Excerpted records:
━━━━━━━━

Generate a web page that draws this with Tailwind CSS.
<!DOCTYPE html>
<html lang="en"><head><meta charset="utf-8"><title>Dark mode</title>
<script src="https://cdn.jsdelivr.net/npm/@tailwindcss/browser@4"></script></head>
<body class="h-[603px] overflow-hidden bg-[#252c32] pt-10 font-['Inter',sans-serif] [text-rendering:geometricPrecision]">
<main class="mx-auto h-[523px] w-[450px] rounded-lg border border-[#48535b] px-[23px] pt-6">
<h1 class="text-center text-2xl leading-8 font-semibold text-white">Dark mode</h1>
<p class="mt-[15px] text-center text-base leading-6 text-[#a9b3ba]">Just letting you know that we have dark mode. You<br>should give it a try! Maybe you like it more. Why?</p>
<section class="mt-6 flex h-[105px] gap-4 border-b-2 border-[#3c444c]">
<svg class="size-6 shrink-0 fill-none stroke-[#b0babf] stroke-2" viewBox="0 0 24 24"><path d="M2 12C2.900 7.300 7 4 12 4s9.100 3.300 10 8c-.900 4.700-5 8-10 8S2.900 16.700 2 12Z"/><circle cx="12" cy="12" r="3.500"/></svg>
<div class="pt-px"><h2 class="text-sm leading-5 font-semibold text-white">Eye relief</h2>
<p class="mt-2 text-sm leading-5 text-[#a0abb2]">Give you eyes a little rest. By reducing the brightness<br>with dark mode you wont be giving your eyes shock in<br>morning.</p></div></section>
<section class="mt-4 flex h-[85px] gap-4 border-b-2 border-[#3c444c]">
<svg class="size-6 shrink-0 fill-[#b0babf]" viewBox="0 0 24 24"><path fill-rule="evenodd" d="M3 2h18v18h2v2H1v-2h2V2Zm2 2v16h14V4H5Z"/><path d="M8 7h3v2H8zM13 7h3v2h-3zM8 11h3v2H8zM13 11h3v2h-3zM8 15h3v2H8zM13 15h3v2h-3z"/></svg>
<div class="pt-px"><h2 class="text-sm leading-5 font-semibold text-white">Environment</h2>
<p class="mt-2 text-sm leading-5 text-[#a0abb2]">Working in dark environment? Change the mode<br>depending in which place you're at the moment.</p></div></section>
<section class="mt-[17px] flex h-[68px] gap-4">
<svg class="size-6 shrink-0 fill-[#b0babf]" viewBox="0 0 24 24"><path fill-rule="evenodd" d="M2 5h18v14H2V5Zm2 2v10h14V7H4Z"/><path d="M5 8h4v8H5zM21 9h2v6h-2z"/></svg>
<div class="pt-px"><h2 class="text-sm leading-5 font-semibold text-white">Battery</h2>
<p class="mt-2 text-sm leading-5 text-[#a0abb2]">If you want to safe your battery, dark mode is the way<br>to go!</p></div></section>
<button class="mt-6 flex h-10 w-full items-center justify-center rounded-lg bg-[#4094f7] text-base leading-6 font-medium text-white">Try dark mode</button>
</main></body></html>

━━━━━━━━

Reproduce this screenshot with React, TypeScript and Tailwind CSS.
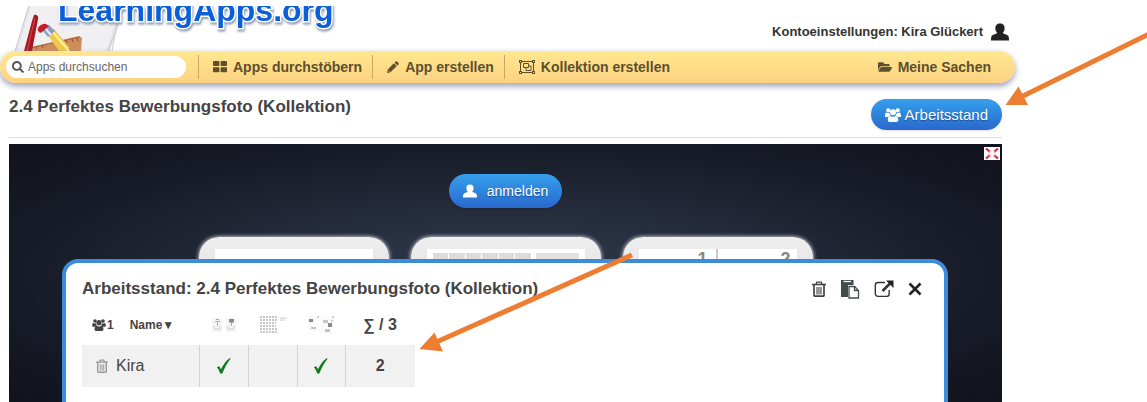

━━━━━━━━

Work to be completed:
Copy each line that holds the word "with".

Exercise solution:
Generate a web page that draws this with Tailwind CSS.
<p class="mt-2 text-sm leading-5 text-[#a0abb2]">Give you eyes a little rest. By reducing the brightness<br>with dark mode you wont be giving your eyes shock in<br>morning.</p></div></section>
Reproduce this screenshot with React, TypeScript and Tailwind CSS.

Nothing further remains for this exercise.